US architect Rees Jones is working on a renovation of the AW Tillinghast-design Tulsa Country Club in Oklahoma.
The club, which dates to 1908, moved to its present site on the outskirts of the city in 1916, when Tillinghast was employed to redesign an existing course.
Jones says much of the character of the original Tillinghast design had faded over the years, and, that with limited historical documentation available, the challenge was imagining what Tillinghast had intended for the site.
“We took inspiration from what we did at Baltusrol’s Upper and Lower courses,” Jones said. “Mindful of the membership’s expectations, we tried to instill Tillinghast’s design imperatives back into the golf course.” He noted that while the layout and sequence of the golf holes did not change, nearly everything else on the course is new.

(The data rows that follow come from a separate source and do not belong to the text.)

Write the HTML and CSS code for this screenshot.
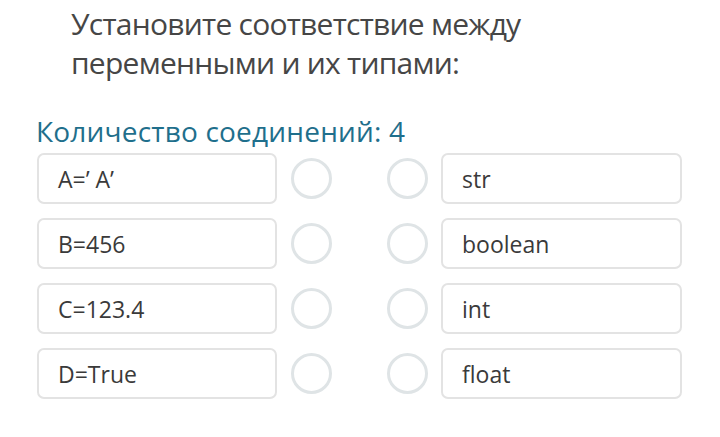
FILE: index.html
```html
<!DOCTYPE html>
<html lang="ru">
<head>
<meta charset="utf-8">
<link rel="stylesheet" href="styles.css">
</head>
<body>
<div class="page">
  <h1 class="title">Установите соответствие между<br>переменными и их типами:</h1>
  <div class="count">Количество соединений: 4</div>
  <div class="rows">
    <div class="row"><div class="box">A=’ A’</div><span class="dot dot-l"></span><span class="dot dot-r"></span><div class="box box-r">str</div></div>
    <div class="row"><div class="box">B=456</div><span class="dot dot-l"></span><span class="dot dot-r"></span><div class="box box-r">boolean</div></div>
    <div class="row"><div class="box">C=123.4</div><span class="dot dot-l"></span><span class="dot dot-r"></span><div class="box box-r">int</div></div>
    <div class="row"><div class="box">D=True</div><span class="dot dot-l"></span><span class="dot dot-r"></span><div class="box box-r">float</div></div>
  </div>
</div>
</body>
</html>
```
FILE: styles.css
```css
html, body {
  margin: 0;
  padding: 0;
  background: #ffffff;
}
body {
  font-family: "Open Sans", "Noto Sans", sans-serif;
  color: #3d3d3d;
  width: 720px;
  height: 437px;
  overflow: hidden;
}
.page {
  padding: 4px 0 0 37px;
}
.title {
  margin: 0 0 0 34px;
  font-weight: 400;
  font-size: 30px;
  line-height: 39px;
  color: #464646;
  letter-spacing: -0.75px;
}
.count {
  margin-top: 31px;
  font-size: 28px;
  line-height: 36px;
  color: #1f6f8c;
  margin-left: -1px;
  letter-spacing: 0.2px;
}
.rows {
  margin-top: 4px;
  display: flex;
  flex-direction: column;
  gap: 14px;
}
.row {
  display: flex;
  align-items: center;
  height: 51px;
}
.box {
  box-sizing: border-box;
  width: 240px;
  height: 51px;
  border: 2px solid #e3e3e3;
  border-radius: 7px;
  padding-left: 19px;
  display: flex;
  align-items: center;
  font-size: 23px;
  color: #3a3a3a;
}
.box-r {
  width: 241px;
}
.dot {
  box-sizing: border-box;
  width: 41px;
  height: 41px;
  border: 3px solid #dfe4e6;
  border-radius: 50%;
}
.dot-l {
  margin-left: 14px;
}
.dot-r {
  margin-left: 55px;
  margin-right: 13px;
}
```
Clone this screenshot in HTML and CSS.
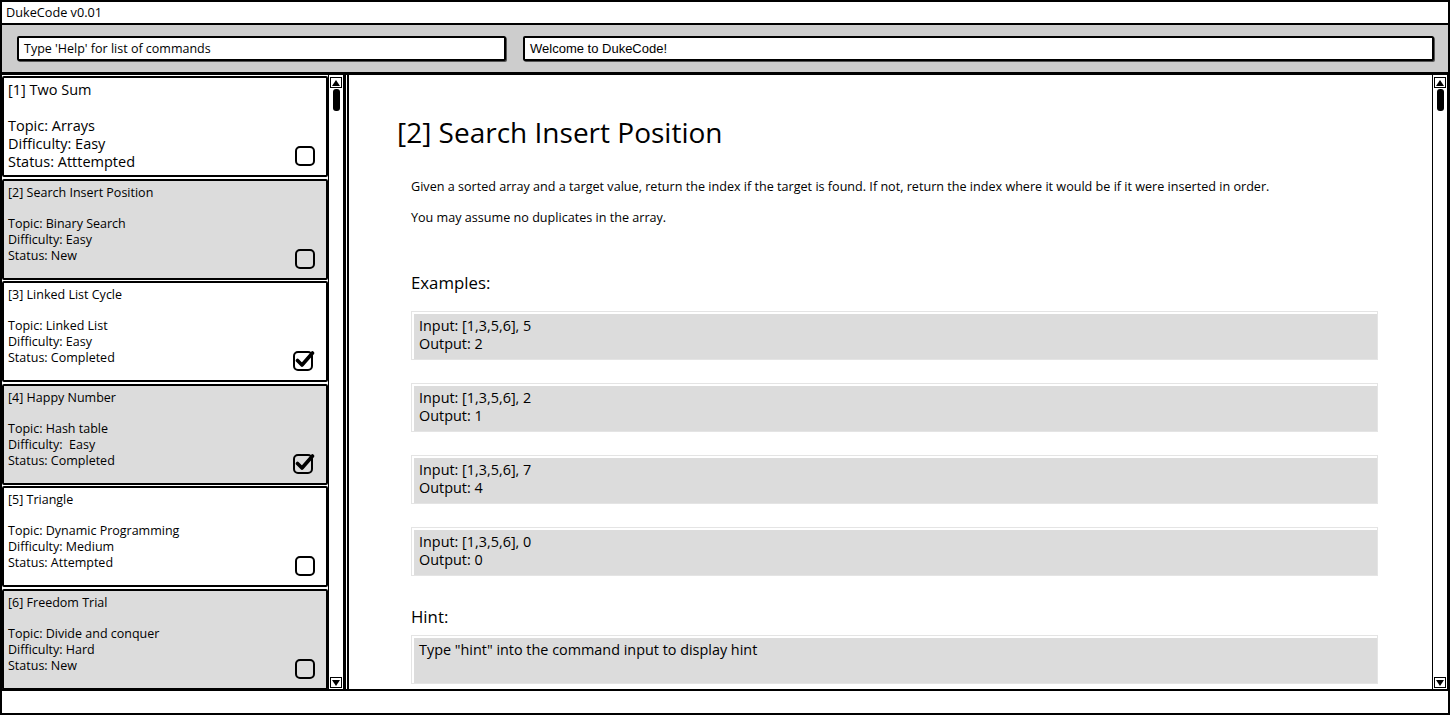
FILE: index.html
```html
<!DOCTYPE html>
<html>
<head>
<meta charset="utf-8">
<title>DukeCode v0.01</title>
<link rel="stylesheet" href="styles.css">
</head>
<body>
<div class="window">
  <div class="titlebar">DukeCode v0.01</div>
  <div class="toolbar">
    <div class="field field-cmd">Type 'Help' for list of commands</div>
    <div class="field field-msg">Welcome to DukeCode!</div>
  </div>
  <div class="main">
    <div class="sidebar">
      <div class="list">
        <div class="card card-big">
          <div class="card-text">
            <div class="card-title">[1] Two Sum</div>
            <div>Topic: Arrays</div>
            <div>Difficulty: Easy</div>
            <div>Status: Atttempted</div>
          </div>
          <svg class="check" width="20" height="20" viewBox="0 0 20 20"><rect x="1" y="1" width="18" height="18" rx="4" fill="none" stroke="#000" stroke-width="2"/></svg>
        </div>
        <div class="card alt">
          <div class="card-text">
            <div class="card-title">[2] Search Insert Position</div>
            <div>Topic: Binary Search</div>
            <div>Difficulty: Easy</div>
            <div>Status: New</div>
          </div>
          <svg class="check" width="20" height="20" viewBox="0 0 20 20"><rect x="1" y="1" width="18" height="18" rx="4" fill="none" stroke="#000" stroke-width="2"/></svg>
        </div>
        <div class="card">
          <div class="card-text">
            <div class="card-title">[3] Linked List Cycle</div>
            <div>Topic: Linked List</div>
            <div>Difficulty: Easy</div>
            <div>Status: Completed</div>
          </div>
          <svg class="check" width="22" height="22" viewBox="0 0 22 22"><rect x="1" y="3" width="18" height="18" rx="4" fill="none" stroke="#000" stroke-width="2"/><path d="M4.5 11.5 L9 16 L19.5 4" fill="none" stroke="#000" stroke-width="3.6" stroke-linecap="round" stroke-linejoin="round"/></svg>
        </div>
        <div class="card alt">
          <div class="card-text">
            <div class="card-title">[4] Happy Number</div>
            <div>Topic: Hash table</div>
            <div>Difficulty:&nbsp; Easy</div>
            <div>Status: Completed</div>
          </div>
          <svg class="check" width="22" height="22" viewBox="0 0 22 22"><rect x="1" y="3" width="18" height="18" rx="4" fill="none" stroke="#000" stroke-width="2"/><path d="M4.5 11.5 L9 16 L19.5 4" fill="none" stroke="#000" stroke-width="3.6" stroke-linecap="round" stroke-linejoin="round"/></svg>
        </div>
        <div class="card">
          <div class="card-text">
            <div class="card-title">[5] Triangle</div>
            <div>Topic: Dynamic Programming</div>
            <div>Difficulty: Medium</div>
            <div>Status: Attempted</div>
          </div>
          <svg class="check" width="20" height="20" viewBox="0 0 20 20"><rect x="1" y="1" width="18" height="18" rx="4" fill="none" stroke="#000" stroke-width="2"/></svg>
        </div>
        <div class="card alt">
          <div class="card-text">
            <div class="card-title">[6] Freedom Trial</div>
            <div>Topic: Divide and conquer</div>
            <div>Difficulty: Hard</div>
            <div>Status: New</div>
          </div>
          <svg class="check" width="20" height="20" viewBox="0 0 20 20"><rect x="1" y="1" width="18" height="18" rx="4" fill="none" stroke="#000" stroke-width="2"/></svg>
        </div>
      </div>
      <div class="scrollbar">
        <div class="arrow up"><svg width="8" height="6" viewBox="0 0 8 6"><path d="M0 6 L4 0 L8 6 Z" fill="#000"/></svg></div>
        <div class="track"><div class="thumb"></div></div>
        <div class="arrow down"><svg width="8" height="6" viewBox="0 0 8 6"><path d="M0 0 L4 6 L8 0 Z" fill="#000"/></svg></div>
      </div>
    </div>
    <div class="content">
      <div class="problem">
        <h1 class="heading">[2] Search Insert Position</h1>
        <p class="desc">Given a sorted array and a target value, return the index if the target is found. If not, return the index where it would be if it were inserted in order.</p>
        <p class="desc">You may assume no duplicates in the array.</p>
        <h2 class="section">Examples:</h2>
        <div class="examples">
          <div class="box">Input: [1,3,5,6], 5<br>Output: 2</div>
          <div class="box">Input: [1,3,5,6], 2<br>Output: 1</div>
          <div class="box">Input: [1,3,5,6], 7<br>Output: 4</div>
          <div class="box">Input: [1,3,5,6], 0<br>Output: 0</div>
        </div>
        <h2 class="section hint-label">Hint:</h2>
        <div class="box">Type "hint" into the command input to display hint</div>
      </div>
      <div class="scrollbar">
        <div class="arrow up"><svg width="8" height="6" viewBox="0 0 8 6"><path d="M0 6 L4 0 L8 6 Z" fill="#000"/></svg></div>
        <div class="track"><div class="thumb"></div></div>
        <div class="arrow down"><svg width="8" height="6" viewBox="0 0 8 6"><path d="M0 0 L4 6 L8 0 Z" fill="#000"/></svg></div>
      </div>
    </div>
  </div>
  <div class="statusbar"></div>
</div>
</body>
</html>
```

FILE: styles.css
```css
* { box-sizing: border-box; }

html, body {
  margin: 0;
  padding: 0;
  background: #fff;
}

body {
  font-family: "Open Sans", "Liberation Sans", sans-serif;
  color: #000;
}

.window {
  width: 1450px;
  height: 715px;
  border: 2px solid #000;
  display: flex;
  flex-direction: column;
  overflow: hidden;
}

.titlebar {
  height: 23px;
  flex: none;
  border-bottom: 2px solid #000;
  font-size: 12.7px;
  line-height: 20px;
  padding-left: 4px;
  background: #fff;
}

.toolbar {
  height: 50px;
  flex: none;
  background: #cdcdcd;
  border-bottom: 3px solid #000;
  display: flex;
  align-items: flex-start;
  padding: 11px 14px 0 15px;
  gap: 17px;
}

.field {
  height: 25px;
  border: 2px solid #000;
  border-radius: 2px;
  background: #fff;
  font-size: 12.5px;
  line-height: 21px;
  padding-left: 5px;
  box-shadow: 1px 1px 0 #555;
}

.field-cmd { width: 489px; }

.field-msg {
  flex: 1;
  font-family: "Liberation Sans", Arial, sans-serif;
  font-size: 13px;
}

.main {
  height: 614px;
  flex: none;
  display: flex;
}

.sidebar {
  width: 344px;
  flex: none;
  display: flex;
  border-right: 2px solid #000;
}

.list {
  width: 326px;
  display: flex;
  flex-direction: column;
  gap: 1.5px;
  padding-top: 1px;
  overflow: hidden;
}

.card {
  height: 101px;
  flex: none;
  border: 2px solid #000;
  border-radius: 2px;
  background: #fff;
  display: flex;
  justify-content: space-between;
  padding: 4px 11px 9px 4px;
  font-size: 12.5px;
  line-height: 16px;
}

.card.alt { background: #dcdcdc; }

.card-title { margin-bottom: 15px; }

.card-big {
  font-size: 14.5px;
  line-height: 18px;
  padding-top: 3px;
}

.card-big .card-title { margin-bottom: 18px; }

.check {
  align-self: flex-end;
  flex: none;
}

.scrollbar {
  width: 16px;
  flex: none;
  display: flex;
  flex-direction: column;
  border-left: 1px solid #000;
  border-right: 1px solid #000;
  background: #fff;
  padding: 2px 1px 1px;
}

.arrow {
  height: 11px;
  flex: none;
  border: 1px solid #000;
  display: flex;
  align-items: center;
  justify-content: center;
}

.track {
  flex: 1;
  padding: 1px 0 0 3px;
}

.thumb {
  width: 7px;
  height: 22px;
  background: #000;
  border-radius: 3px;
}

.content {
  flex: 1;
  display: flex;
  border-left: 2px solid #000;
  margin-left: 1px;
  min-width: 0;
}

.problem {
  flex: 1;
  padding: 41px 54px 0 48px;
  overflow: hidden;
}

.heading {
  margin: 0 0 30px;
  font-size: 28px;
  font-weight: 400;
  line-height: 32px;
}

.desc {
  margin: 0 0 14px 14px;
  font-size: 12.6px;
  line-height: 17px;
}

.section {
  margin: 46px 0 17px 14px;
  font-size: 16.8px;
  font-weight: 400;
  line-height: 22px;
}

.examples {
  display: flex;
  flex-direction: column;
  gap: 23px;
}

.box {
  margin-left: 14px;
  height: 49px;
  border: 1px solid #e4e4e4;
  background: #dcdcdc;
  box-shadow: inset 2px 2px 0 #fff;
  padding: 5px 7px;
  font-size: 14.4px;
  line-height: 18px;
}

.section.hint-label { margin-top: 30px; margin-bottom: 7px; }

.statusbar {
  flex: 1;
  border-top: 2px solid #000;
  background: #fff;
}
```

The US$4.7 million construction budget had to cover the installation of a new irrigation system and pumphouse, which together accounted for a third of the sum. The remainder, Jones noted, was spent on building eighteen new USGA greens and surrounds, rebuilding and relocating tees, new fairway bunkering, regrading fairways for better surface drainage, and other infrastructure works. “We were able to squeeze every last drop out of the allocated budget,” Jones said. “We proved that with the right team and a good contractor in place, we can do a lot of quality work on a limited budget.”
The front nine has been grassed this autumn, ahead of a planned June 2011 reopening. Greens were seeded with a new strain of heat-tolerant bentgrass, while the fairways are bermuda.
“We’ve added some length — the revised course will stretch to just over 7,000 yards, par 70 — and greatly varied the yardages on the par fours,” said Jones’s associate Bryce Swanson.